I Eat Your Skin (1964)

Rating: D+

Dir: Del Tenney
Star:  William Joyce, Heather Hewitt, Charles Coy, Dan Stapleton

Known originally as Zombie – or, perhaps, Zombie Bloodbath – the six years this spent languishing, distributor-less, certainly did not work for the film. Because between its filming in 1964, and eventually seeping out under a zombie-free Cinemation retitling in 1970, on a double-bill, the entire Z-landscape was changed forever by George A. Romero with Night of the Living Dead. Before, zombies were Val Lewton-esque creatures, typically shambling round Caribbean plantations (or Cornish tin-mines, as in 1966’s Plague of the Zombies) at the behest of their masters. But a new decade brought new expectations, and an audience riled up by Blood will have found this Skin-flick a thoroughly disappointing experience.

Tenney had found some success with The Horror of Party Beach, which received far broader distribution than it deserved, and attempted to follow up with another horror-ish seaside pic. The hero is Tom Harris (Joyce), ladies’ man and writer of potboiler fiction (apparently inspired by Harold Robins), taken by his publisher (Stapleton) to an island to get inspiration from the voodoo religion still practiced there. There’s also the island’s overseer (Coy), and a scientist investigating the use of snake venom to cure cancer, who just happens to have an attractive virgin daughter, Jeannie (Hewitt), that needs rescuing. Well, from her virginity, anyway. For it turns out the locals descend from a tribe who practice human sacrifice, and now need an offering to appease their god, Papa Negro.

There’s a zombie elephant in the room here. It is made clear that blonde virgins are the sacrifice of choice. But it’s also apparent – well, as apparent as a mainstream film could get in 1964, i.e. vague winking – that Jeannie’s hymen did not survive the first night of Tom’s island sojourn.
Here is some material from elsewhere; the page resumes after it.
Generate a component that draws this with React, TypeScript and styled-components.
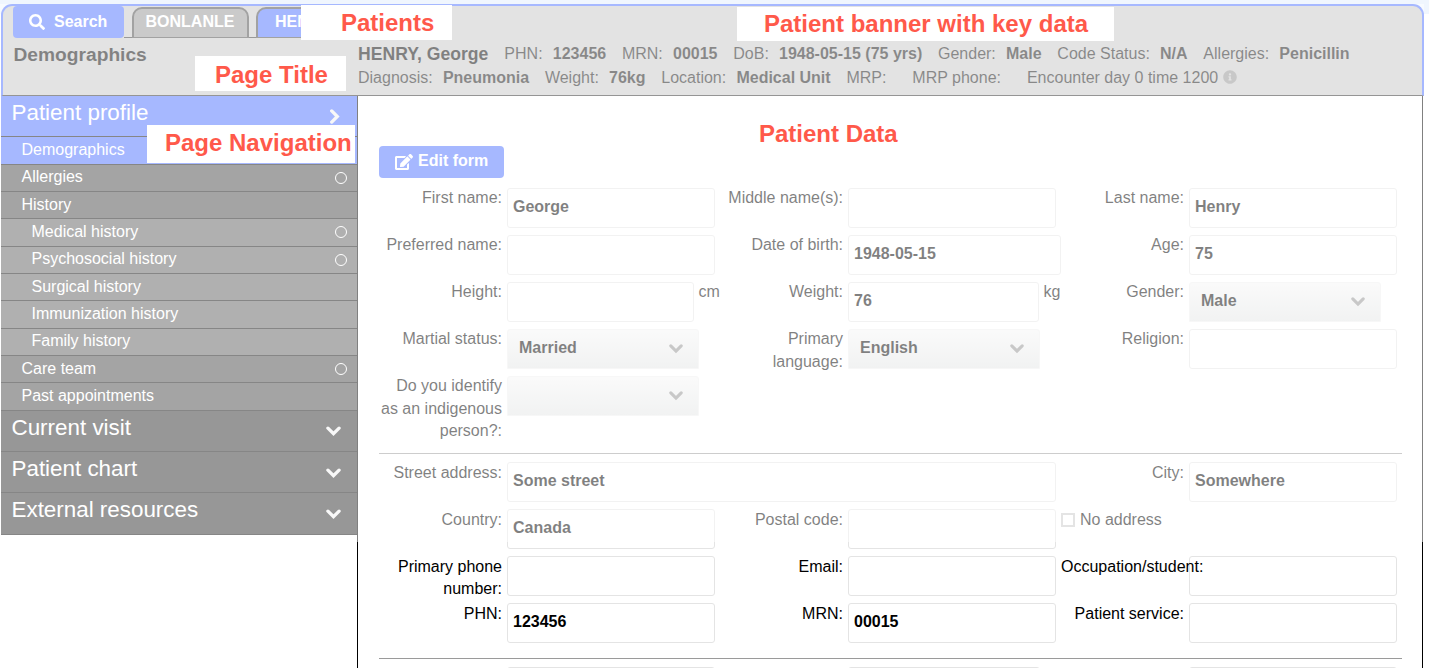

Problem solved! [Well, maybe they should dye her brunette too, just to be safe.] But purity is never mentioned again, the film preferring to have lengthy sequences of poorly-made up islanders (above), who look like they have ping-pong balls stuck to their eyes, shambling round the island in slow pursuit of Tom and Jeannie. In case you’re wondering, leaving the island has become impossible, thanks to a kamikaze zombie, who charges at top undead speed into their plane, carrying a large box marked “EXPLOSIVE” (below).
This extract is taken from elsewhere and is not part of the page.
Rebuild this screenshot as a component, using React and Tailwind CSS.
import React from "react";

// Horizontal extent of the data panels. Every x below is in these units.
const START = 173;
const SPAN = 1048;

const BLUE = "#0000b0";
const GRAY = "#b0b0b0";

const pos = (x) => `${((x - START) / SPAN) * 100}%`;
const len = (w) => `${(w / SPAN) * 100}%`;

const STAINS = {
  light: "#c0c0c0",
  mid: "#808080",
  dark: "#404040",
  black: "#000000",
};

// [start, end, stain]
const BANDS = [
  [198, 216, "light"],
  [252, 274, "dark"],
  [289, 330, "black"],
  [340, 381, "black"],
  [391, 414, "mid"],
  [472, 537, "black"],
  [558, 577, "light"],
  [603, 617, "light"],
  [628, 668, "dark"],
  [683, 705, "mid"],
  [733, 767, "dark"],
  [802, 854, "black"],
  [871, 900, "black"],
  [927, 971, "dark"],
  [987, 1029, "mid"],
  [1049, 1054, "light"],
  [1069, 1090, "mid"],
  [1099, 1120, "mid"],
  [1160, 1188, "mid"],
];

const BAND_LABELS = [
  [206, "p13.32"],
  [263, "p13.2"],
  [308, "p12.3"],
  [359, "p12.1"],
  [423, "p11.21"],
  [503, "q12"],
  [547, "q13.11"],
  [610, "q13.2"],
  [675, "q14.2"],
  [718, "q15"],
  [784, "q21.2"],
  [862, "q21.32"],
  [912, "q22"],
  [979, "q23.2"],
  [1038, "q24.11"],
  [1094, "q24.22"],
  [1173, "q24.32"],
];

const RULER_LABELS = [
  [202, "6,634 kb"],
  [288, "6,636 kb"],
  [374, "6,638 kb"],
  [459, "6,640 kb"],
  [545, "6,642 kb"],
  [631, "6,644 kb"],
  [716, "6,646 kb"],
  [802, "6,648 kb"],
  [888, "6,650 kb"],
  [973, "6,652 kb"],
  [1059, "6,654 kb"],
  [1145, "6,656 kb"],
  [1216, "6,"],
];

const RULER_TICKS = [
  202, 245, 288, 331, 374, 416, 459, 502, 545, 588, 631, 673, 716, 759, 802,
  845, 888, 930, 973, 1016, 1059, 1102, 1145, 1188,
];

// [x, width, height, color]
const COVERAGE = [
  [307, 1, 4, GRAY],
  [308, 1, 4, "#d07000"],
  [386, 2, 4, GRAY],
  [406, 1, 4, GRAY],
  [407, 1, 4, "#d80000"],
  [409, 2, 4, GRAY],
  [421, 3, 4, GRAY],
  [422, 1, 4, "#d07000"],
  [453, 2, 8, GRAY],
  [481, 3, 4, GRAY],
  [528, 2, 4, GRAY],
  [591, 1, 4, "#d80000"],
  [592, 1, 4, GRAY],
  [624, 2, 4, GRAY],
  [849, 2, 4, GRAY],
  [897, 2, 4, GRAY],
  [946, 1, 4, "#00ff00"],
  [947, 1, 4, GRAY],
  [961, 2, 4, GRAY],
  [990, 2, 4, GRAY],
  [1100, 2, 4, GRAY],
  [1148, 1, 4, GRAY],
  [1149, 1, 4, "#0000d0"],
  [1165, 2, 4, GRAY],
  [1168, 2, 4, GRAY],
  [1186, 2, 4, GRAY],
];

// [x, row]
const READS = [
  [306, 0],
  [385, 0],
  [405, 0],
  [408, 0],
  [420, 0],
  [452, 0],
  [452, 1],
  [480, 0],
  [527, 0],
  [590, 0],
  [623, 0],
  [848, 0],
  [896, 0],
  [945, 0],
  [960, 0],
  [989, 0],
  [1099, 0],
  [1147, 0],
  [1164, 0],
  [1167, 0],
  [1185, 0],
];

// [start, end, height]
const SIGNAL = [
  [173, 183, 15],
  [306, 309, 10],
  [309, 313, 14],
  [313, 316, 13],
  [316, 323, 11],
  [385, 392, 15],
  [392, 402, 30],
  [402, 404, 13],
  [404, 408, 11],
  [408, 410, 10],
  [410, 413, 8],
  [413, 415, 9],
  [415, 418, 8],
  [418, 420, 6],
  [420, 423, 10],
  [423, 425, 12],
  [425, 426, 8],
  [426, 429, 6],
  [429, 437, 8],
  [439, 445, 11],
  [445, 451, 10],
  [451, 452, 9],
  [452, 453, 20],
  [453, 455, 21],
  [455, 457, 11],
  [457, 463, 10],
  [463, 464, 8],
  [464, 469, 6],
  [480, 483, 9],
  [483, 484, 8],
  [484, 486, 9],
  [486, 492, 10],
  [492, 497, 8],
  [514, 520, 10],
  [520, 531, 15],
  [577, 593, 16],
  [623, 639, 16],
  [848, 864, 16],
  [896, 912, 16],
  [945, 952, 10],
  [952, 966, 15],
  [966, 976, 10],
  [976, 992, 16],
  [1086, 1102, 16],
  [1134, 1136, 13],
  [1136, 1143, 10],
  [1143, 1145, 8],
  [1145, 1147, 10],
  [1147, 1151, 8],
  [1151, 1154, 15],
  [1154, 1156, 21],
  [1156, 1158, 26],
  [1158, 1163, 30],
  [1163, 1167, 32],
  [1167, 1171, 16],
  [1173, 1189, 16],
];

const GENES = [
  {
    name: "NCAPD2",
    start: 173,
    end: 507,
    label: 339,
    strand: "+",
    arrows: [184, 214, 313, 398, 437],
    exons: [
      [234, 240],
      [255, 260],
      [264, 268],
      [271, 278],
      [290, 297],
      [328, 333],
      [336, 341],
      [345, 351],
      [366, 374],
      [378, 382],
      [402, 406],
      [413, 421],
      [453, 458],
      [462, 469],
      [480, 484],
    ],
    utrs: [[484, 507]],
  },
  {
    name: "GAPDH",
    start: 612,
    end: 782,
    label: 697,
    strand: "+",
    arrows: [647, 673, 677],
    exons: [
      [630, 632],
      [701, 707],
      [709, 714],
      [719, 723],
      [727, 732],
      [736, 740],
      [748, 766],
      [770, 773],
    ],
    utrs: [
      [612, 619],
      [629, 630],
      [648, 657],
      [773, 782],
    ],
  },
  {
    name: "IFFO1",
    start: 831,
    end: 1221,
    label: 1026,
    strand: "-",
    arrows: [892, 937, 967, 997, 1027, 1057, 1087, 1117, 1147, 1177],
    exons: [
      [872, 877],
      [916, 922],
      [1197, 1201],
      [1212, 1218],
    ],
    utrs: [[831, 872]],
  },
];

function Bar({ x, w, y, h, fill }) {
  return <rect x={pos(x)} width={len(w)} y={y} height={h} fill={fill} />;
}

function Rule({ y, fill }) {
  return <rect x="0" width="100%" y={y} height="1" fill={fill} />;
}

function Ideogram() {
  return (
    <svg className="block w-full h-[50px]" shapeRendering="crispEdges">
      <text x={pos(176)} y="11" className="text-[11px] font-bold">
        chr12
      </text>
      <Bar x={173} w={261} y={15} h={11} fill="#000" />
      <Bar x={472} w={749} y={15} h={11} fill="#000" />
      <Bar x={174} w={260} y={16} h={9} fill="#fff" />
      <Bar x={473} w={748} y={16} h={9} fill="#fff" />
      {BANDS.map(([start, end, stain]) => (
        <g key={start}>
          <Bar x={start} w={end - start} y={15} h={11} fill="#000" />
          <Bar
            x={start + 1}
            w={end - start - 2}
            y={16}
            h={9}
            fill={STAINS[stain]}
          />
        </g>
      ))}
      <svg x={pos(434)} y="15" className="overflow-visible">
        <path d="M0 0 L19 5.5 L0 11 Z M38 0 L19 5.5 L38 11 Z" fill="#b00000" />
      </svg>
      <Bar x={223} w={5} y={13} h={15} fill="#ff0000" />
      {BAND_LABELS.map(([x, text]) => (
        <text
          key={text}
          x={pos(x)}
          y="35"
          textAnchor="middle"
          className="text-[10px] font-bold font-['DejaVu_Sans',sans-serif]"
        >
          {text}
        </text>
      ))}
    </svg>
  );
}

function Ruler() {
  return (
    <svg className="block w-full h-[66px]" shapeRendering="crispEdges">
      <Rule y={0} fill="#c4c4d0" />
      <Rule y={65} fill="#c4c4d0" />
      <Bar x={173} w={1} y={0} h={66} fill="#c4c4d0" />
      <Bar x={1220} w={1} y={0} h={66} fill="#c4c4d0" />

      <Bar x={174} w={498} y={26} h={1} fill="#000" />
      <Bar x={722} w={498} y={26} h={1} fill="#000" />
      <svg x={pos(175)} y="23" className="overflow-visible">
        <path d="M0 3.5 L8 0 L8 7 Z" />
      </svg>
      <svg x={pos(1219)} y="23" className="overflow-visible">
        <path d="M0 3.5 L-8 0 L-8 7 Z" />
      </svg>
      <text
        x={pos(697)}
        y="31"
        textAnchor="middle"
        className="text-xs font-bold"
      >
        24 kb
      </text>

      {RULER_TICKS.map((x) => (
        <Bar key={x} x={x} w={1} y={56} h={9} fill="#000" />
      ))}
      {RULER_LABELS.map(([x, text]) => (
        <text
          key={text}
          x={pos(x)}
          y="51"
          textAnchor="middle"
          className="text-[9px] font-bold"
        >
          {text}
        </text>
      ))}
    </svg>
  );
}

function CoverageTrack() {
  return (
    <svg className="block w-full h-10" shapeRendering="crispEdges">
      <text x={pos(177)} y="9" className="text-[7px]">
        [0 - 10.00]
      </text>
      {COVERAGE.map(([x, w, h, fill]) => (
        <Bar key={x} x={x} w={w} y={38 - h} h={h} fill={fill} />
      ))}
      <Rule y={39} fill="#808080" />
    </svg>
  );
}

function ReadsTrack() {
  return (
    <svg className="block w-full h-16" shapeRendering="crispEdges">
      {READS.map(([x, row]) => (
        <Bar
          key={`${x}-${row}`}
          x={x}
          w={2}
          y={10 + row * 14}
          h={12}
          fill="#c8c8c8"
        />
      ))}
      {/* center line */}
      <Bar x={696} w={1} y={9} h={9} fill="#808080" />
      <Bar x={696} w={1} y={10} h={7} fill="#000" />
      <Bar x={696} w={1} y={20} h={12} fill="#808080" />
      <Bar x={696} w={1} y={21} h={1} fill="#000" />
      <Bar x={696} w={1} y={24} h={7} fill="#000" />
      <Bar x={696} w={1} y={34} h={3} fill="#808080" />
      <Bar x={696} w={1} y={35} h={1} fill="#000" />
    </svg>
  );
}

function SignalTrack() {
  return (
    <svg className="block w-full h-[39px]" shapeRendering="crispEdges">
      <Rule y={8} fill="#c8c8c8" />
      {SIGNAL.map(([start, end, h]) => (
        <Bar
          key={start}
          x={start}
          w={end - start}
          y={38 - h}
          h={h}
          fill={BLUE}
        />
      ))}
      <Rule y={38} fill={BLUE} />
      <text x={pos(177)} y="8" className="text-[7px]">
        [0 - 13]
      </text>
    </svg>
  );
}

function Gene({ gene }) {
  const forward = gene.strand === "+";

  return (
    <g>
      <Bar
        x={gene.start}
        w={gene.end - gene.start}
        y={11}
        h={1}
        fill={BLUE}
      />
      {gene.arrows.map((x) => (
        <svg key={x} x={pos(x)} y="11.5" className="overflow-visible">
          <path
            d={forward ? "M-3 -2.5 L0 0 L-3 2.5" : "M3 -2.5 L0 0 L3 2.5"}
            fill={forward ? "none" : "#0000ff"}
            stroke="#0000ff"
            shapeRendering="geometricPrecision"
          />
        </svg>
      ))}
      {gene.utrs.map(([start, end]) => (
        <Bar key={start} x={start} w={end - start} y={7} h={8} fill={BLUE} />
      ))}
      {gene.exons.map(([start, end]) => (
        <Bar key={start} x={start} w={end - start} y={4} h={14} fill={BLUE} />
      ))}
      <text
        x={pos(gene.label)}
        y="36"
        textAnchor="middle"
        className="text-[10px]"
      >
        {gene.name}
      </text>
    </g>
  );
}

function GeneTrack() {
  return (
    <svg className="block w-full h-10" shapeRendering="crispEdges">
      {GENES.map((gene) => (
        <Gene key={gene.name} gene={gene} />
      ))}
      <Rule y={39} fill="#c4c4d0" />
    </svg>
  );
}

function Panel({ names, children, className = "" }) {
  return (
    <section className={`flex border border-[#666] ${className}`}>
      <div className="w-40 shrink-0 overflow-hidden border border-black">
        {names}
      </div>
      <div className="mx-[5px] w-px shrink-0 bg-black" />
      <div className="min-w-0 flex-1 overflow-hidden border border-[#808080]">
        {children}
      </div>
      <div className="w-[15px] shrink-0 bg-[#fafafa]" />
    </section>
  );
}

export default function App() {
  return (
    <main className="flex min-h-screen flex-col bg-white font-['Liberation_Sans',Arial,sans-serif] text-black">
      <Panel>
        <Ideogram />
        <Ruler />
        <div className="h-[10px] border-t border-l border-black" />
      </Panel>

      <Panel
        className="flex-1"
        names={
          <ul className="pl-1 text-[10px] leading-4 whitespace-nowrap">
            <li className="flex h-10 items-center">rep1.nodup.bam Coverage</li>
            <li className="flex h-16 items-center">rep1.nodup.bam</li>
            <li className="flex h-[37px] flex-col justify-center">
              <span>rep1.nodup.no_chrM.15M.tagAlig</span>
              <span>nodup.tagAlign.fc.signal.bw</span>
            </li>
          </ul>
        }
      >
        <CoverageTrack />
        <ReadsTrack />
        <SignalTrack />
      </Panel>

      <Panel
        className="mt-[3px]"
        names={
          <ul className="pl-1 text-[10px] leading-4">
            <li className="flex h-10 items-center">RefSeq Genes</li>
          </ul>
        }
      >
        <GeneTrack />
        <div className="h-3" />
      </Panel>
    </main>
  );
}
There is some amusement to be had here, albeit of the “bring your own fun” kind. For example, you could drink every time someone in the film does. Because, damn, people chugged it down in the sixties. Bonus: this would bring rapid unconsciousness, allowing you to avoid the rest of the film. You can also wince at the feeble attempts at comedy, as Tom is caught hanging about with someone else’s wife in Miami, or the eccentric character stylings of his publisher’s wife and her dogs [the IMDb lists the supplier of those animals as Diane Reese-Poodles. I’m thinking the IMDb misread the credit “Diana Reese – Poodles”. Or perhaps she married Mr. Poodles?] Oh, and early scenes were shot at the Fontainebleau Hotel, a Miami landmark used the same year by Goldfinger. So there’s that.

Under different circumstances, this might just about have passed muster. However, those circumstances would include: a) Being paired with a different, more similar film for its double-bill than I Drink Your Blood, b) Having a name that is a reasonable representation of the contents, and c) Getting released in 1964, instead of 1970. Instead, it’s pretty much a triple whammy of problems, from which a much better film would struggle to recover, and is a case where the marketing is far more notable than the movie.